→ SOURCE DATA:

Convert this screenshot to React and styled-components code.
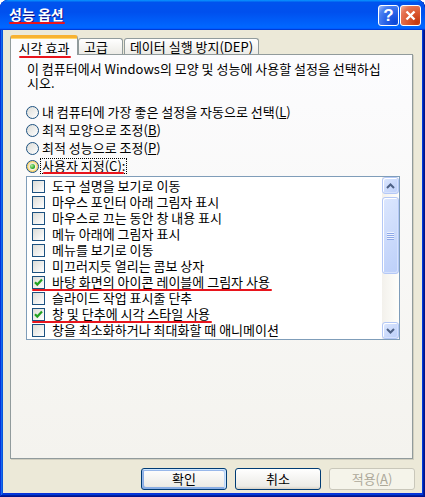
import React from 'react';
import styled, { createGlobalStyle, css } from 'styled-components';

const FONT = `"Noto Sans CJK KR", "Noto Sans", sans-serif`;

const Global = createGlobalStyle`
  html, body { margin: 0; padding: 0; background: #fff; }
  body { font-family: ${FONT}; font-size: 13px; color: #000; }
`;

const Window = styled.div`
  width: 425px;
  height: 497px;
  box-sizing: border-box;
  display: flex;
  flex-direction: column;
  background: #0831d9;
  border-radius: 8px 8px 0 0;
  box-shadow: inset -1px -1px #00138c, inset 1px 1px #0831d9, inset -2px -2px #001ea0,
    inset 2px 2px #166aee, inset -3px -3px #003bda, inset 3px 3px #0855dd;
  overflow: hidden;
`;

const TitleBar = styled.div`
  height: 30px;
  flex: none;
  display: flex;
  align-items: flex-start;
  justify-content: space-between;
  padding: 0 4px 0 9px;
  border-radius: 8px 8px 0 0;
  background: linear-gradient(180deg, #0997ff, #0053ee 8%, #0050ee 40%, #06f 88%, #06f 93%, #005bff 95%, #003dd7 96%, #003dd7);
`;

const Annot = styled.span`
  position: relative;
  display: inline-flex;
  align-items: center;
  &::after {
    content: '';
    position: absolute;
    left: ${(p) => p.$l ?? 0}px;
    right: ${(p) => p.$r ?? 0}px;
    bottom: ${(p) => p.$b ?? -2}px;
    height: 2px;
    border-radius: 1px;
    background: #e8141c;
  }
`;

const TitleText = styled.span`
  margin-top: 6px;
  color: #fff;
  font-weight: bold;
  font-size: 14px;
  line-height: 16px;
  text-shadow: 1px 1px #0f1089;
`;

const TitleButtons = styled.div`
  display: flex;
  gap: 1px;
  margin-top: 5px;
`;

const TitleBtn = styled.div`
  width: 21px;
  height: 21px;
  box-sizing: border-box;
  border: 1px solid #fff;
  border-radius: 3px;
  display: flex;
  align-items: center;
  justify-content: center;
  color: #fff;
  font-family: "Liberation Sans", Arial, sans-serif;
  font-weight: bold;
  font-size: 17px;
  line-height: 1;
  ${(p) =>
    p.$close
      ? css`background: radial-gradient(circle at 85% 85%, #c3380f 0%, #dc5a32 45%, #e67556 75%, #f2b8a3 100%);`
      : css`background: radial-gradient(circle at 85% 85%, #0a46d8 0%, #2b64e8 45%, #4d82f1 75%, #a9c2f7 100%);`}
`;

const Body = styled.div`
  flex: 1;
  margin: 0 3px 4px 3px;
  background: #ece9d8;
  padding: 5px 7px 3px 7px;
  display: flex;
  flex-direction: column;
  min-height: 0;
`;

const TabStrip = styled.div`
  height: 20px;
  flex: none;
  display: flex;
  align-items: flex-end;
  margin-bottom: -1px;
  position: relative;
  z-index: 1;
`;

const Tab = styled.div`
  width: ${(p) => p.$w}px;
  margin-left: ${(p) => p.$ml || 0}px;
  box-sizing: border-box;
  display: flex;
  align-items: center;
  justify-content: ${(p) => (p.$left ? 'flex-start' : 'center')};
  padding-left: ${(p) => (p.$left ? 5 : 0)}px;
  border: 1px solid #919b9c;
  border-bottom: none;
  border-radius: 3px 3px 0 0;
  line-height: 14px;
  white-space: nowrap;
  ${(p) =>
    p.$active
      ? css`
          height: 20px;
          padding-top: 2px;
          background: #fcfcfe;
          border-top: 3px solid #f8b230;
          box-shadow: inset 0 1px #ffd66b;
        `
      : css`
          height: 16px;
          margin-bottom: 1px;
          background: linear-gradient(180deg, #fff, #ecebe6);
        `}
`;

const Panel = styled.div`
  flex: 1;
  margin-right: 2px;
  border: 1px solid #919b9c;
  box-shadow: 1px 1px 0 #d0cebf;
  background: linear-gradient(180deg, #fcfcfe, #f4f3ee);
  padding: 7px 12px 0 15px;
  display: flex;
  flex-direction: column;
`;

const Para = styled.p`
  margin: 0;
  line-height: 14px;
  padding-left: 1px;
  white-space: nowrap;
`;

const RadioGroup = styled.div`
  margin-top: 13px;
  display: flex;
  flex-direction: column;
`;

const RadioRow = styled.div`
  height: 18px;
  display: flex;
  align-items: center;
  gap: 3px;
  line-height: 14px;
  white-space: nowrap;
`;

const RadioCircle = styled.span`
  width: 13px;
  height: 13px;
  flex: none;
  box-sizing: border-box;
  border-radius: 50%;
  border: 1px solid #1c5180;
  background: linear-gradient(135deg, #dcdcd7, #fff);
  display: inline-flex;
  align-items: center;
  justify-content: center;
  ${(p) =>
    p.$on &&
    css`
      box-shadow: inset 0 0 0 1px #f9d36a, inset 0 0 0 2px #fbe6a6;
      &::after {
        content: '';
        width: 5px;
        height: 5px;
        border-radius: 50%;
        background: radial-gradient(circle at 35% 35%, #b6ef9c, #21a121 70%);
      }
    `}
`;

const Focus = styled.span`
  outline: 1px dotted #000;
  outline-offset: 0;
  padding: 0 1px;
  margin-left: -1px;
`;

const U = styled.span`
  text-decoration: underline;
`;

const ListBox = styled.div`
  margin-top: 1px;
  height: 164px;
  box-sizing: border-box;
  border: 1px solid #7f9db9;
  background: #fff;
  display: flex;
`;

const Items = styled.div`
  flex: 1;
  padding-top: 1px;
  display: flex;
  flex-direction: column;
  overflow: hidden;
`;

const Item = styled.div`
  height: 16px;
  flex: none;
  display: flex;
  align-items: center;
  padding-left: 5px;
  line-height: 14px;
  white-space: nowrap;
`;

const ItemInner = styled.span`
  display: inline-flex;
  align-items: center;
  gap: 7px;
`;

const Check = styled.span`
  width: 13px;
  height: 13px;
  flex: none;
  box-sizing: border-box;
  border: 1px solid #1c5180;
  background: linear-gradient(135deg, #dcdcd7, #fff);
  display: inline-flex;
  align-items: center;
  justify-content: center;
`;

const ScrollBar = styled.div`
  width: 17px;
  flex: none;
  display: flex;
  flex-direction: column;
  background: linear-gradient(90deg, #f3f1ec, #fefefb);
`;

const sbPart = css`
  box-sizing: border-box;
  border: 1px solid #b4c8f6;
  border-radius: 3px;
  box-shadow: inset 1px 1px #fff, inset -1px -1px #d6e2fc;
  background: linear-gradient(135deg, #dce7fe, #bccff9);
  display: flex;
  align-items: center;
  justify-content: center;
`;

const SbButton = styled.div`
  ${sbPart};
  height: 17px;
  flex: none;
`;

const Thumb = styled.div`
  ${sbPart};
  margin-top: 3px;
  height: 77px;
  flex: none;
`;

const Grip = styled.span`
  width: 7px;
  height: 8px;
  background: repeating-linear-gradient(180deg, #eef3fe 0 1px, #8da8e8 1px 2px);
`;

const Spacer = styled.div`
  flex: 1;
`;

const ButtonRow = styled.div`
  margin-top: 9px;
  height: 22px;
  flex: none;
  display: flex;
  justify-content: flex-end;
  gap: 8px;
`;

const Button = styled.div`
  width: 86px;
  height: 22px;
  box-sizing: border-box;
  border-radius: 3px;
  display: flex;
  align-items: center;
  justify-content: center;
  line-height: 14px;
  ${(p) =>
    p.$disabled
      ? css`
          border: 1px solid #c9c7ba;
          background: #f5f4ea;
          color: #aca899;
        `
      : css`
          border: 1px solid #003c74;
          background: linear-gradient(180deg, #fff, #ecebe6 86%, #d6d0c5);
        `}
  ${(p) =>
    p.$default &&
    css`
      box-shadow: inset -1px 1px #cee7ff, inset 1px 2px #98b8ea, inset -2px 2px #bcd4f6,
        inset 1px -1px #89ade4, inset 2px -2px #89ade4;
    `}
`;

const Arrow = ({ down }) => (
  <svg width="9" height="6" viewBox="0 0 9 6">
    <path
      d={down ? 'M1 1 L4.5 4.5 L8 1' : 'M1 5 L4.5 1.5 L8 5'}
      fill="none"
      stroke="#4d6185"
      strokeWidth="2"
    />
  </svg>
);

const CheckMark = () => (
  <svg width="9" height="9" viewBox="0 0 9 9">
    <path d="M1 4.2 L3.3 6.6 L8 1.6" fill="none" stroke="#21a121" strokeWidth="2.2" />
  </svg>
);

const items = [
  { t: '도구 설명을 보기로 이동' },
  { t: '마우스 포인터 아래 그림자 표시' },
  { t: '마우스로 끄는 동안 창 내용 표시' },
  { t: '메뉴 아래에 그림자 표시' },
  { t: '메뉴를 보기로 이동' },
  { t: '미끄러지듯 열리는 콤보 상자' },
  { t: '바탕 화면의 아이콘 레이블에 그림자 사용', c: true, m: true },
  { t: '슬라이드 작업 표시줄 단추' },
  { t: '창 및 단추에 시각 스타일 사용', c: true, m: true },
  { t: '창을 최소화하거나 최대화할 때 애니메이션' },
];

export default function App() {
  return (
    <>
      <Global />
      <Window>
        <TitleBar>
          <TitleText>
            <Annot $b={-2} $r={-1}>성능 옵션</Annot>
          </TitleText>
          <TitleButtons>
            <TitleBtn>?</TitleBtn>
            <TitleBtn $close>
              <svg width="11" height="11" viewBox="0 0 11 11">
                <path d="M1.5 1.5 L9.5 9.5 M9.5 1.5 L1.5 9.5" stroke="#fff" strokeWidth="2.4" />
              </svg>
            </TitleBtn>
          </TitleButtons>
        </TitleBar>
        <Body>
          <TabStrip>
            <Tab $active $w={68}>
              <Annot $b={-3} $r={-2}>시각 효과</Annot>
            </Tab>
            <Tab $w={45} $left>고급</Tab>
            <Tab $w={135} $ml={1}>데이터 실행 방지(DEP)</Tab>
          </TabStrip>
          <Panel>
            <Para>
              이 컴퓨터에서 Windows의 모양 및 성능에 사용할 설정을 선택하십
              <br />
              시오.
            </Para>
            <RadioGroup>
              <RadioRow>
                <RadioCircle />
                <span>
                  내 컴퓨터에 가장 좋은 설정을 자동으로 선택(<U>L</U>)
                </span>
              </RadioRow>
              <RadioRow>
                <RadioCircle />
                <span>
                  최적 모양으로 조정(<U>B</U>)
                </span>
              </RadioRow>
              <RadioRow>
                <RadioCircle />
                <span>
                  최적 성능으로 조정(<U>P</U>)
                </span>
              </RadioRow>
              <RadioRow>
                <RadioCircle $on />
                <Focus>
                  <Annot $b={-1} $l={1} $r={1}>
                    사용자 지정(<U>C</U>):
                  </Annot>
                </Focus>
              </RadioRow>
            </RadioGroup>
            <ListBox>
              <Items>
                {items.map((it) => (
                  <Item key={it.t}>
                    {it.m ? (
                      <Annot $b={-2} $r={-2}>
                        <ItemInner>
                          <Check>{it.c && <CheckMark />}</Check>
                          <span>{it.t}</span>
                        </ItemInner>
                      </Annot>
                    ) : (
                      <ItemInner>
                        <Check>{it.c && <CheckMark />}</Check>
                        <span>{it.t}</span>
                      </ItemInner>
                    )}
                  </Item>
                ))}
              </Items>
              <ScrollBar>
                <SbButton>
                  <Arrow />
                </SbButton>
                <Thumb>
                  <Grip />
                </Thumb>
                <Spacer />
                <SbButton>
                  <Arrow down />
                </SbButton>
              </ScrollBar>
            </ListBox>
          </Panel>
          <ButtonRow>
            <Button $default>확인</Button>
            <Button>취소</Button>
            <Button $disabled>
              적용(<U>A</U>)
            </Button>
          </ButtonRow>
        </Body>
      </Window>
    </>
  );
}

→ WHAT THE TASK REQUIRES: Go through the material and select each line with the string "components" in it.

→ EXERCISE SOLUTION:
Convert this screenshot to React and styled-components code.
import styled, { createGlobalStyle, css } from 'styled-components';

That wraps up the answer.